There's also the cookbook https://arrow.apache.org/cookbook/r/ which might
also be a good place for how-to examples like these. The repository to
contribute to those is https://github.com/apache/arrow-cookbook
-Jon
On Sat, May 20, 2023 at 7:31 AM Neal Richardson <ne...@gmail.com>
wrote:
> Sure, if you wanted to add to the docs, somewhere in this section is
> probably the best place:
> https://github.com/apache/arrow/blob/main/r/vignettes/data_wrangling.Rmd#L124
>
> On Fri, May 19, 2023 at 5:34 PM David Greiss <da...@gmail.com>
> wrote:
>
>> Thanks for the insight and the suggested workaround. My example was a bit
>> contrived but I am looking to filter on a grouped dataframe more analogous
>> to this:
>>
>> tbl <- arrow_table(name = rownames(mtcars), mtcars)
>>
>> tbl |>
>> group_by(cyl) |>
>> filter(mpg == max(mpg)) |>
>> collect()
>>
>> The issue that Ian referenced suggests a workaround using left_join which
>> did the trick for me:
>>
>> tbl <- arrow_table(name = rownames(mtcars), mtcars)
>>
>> tbl |>
>> left_join(tbl |>
>> group_by(cyl) |>
>> summarize(max_mpg = max(mpg))
>> ) |>
>> filter(mpg == max_mpg) |>
>> select(-max_mpg) |>
>> collect()
>>
>> If there's any interest, I'd be happy to submit a PR to document these
>> workarounds.
>>
>> Thanks again for the help and work on the package.
>>
>> David
>>
>>
>> On Fri, May 19, 2023 at 3:58 PM Ian Cook <ia...@ursacomputing.com> wrote:
>>
>>> There is an existing enhancement request for this feature at
>>> https://github.com/apache/arrow/issues/29537 but I don't think there
>>> is any work planned on this in the near future, so the workaround Neal
>>> suggested is the way to go for now.
>>>
>>> Ian
>>>
>>> On Fri, May 19, 2023 at 3:52 PM Neal Richardson
>>> <ne...@gmail.com> wrote:
>>> >
>>> > max is an aggregation, so it requires scanning all of the data.

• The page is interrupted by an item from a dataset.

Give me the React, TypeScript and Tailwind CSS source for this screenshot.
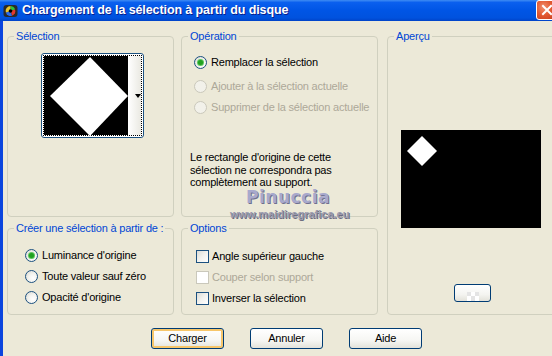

>>> Filtering is a scalar (row by row operation), so to evaluate mpg >
>>> max(mpg), you have to pass over all of the data to compute the max, then
>>> pass through the data again to filter. This is trivial for data frames like
>>> mtcars, but imagine a dataset that can't be held in memory.
>>> >
>>> > One way query engines handle this is with window functions. If you use
>>> dbplyr, you get SQL with a window function:
>>> >
>>> > > tbl(con, "mtcars") |> filter(mpg > max(mpg)) |> show_query()
>>> > <SQL>
>>> > SELECT mpg, cyl, disp, hp, drat, wt, qsec, vs, am, gear, carb
>>> > FROM (
>>> > SELECT *, MAX(mpg) OVER () AS q03
>>> > FROM mtcars
>>> > ) q01
>>> > WHERE (mpg > q03)
>>> >
>>> > Acero, the query engine in Arrow, does not currently support window
>>> functions. The easiest way for you to handle this today is probably to
>>> evaluate the max first, then pass that in to the filter:
>>> >
>>> > max_mpg <- tbl |> summarize(max(mpg)) |> collect() |> pull()
>>> > tbl |> filter(mpg == max_mpg) |> collect()
>>> >
>>> > Neal
>>> >
>>> >
>>> > On Thu, May 18, 2023 at 10:08 PM David Greiss <da...@gmail.com>
>>> wrote:
>>> >>
>>> >> Hi
>>> >>
>>> >> The base R max function is not supported when used within `filter`:
>>> >>
>>> >> library(arrow)
>>> >> tbl <- arrow_table(name = rownames(mtcars), mtcars)
>>> >>
>>> >> tbl |>
>>> >> filter(mpg > max(mpg)) |>
>>> >> collect()
>>> >> Warning: Expression mpg > max(mpg) not supported in Arrow; pulling
>>> data into R
>>> >>
>>> >> but this works:
>>> >>
>>> >> tbl |>
>>> >> summarize(x = max(mpg))
>>> >>
>>> >> Should this be supported or am I missing something
>>> >>
>>> >> Thanks for the help
>>> >> David
>>>
>>
Re: [R] `max` in filter not supported
Posted by Neal Richardson <ne...@gmail.com>.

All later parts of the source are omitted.